4. Therefore, Modern thought fails to provide a rational, coherent, and meaningful view of the universe.
5. minds organize and communicate meaning
6. Therefore universal mind, offers the best understanding of TS
7. Concept of God unites TS with universal mind therefore offers best explanation for a view that is Rational, Coherent, and Meaningful (RCM).
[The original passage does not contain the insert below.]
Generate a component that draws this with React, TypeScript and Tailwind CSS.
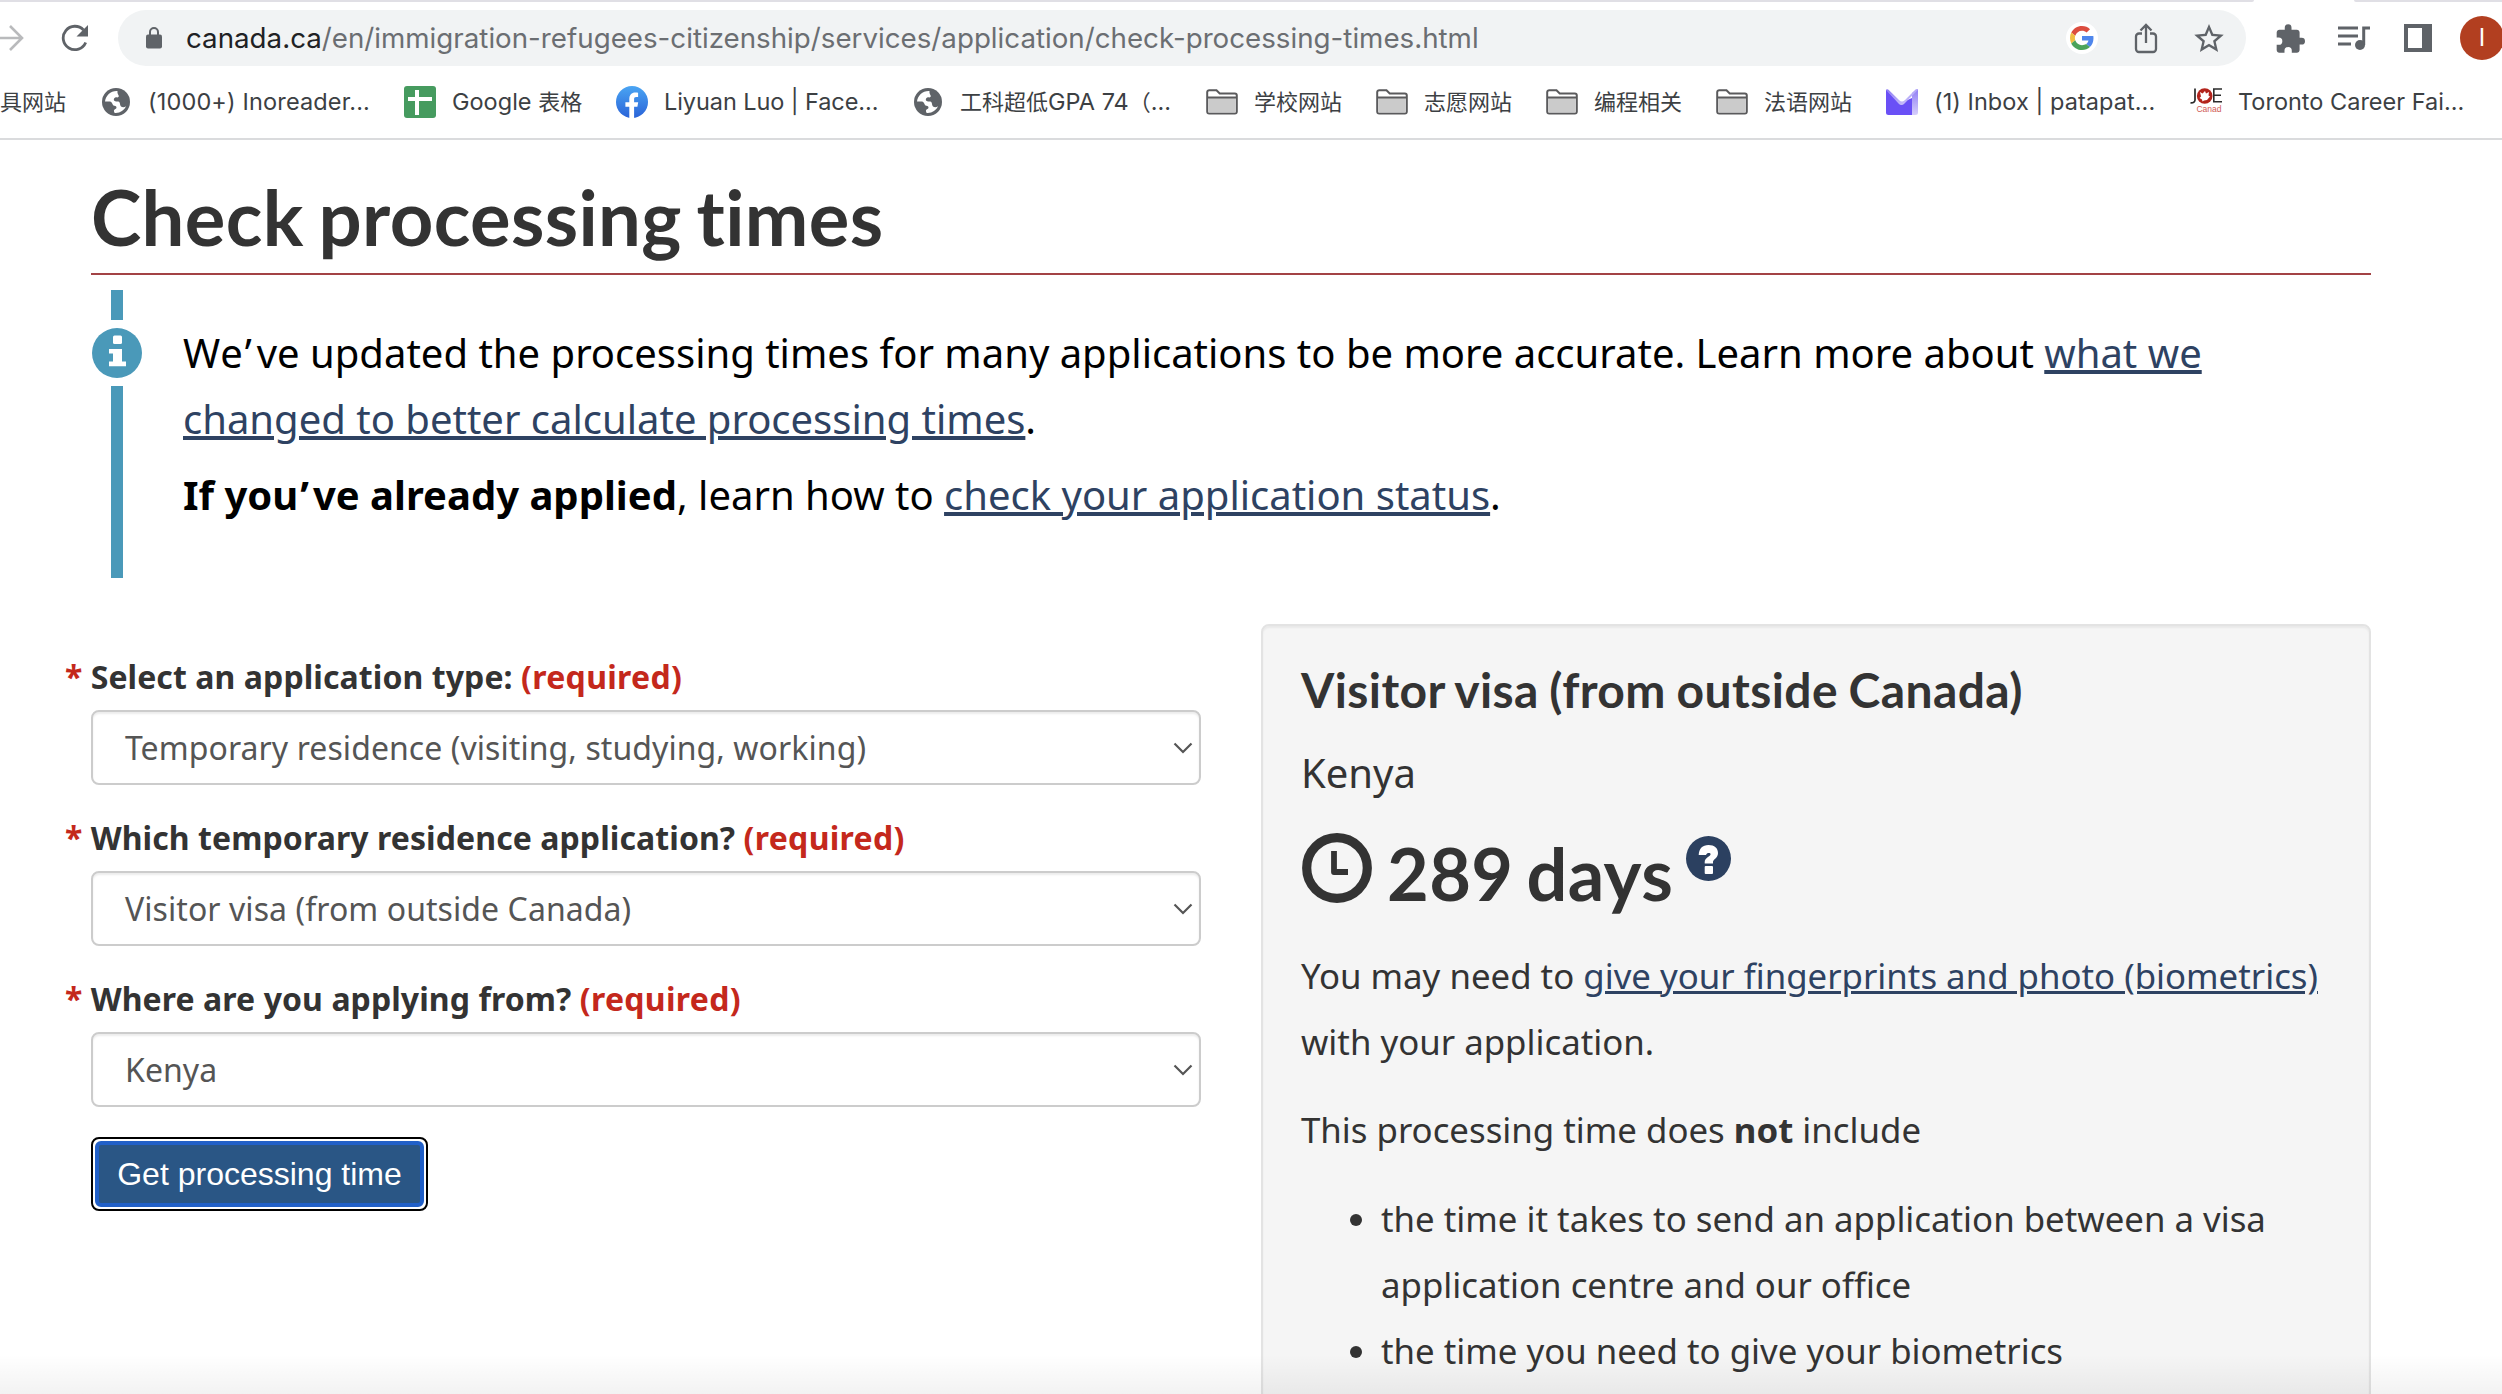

Joe defends his argument with a somewhat lengthy commentary on each of its numbered statements. Statements 1 to 3 are explained here, and the remainder are explained here. But first, it might be helpful to read Joe's other article on Transcentental Signifier, where he provides a somewhat more cogent explanation of what he means by TS and TSed. Basically a signifier is a word or mark that represents something, and the TS is what represents the ultimate ground of meaning - the organizing principle at the apex of the metaphysical hierarchy (according to Joe). In Christian parlance, it is "the Word", or "the Logos". The signified is the referent for that word - the thing that the word stands for. In Christian parlance, the Transcendental Signified is God. Why Joe should go to such pains to separate the signifier from the signified is a mystery to me. It doesn't seem to add anything substantial to his argument. And in fact, he seems to use the terms TS and TSed interchangeably, as far as I can tell.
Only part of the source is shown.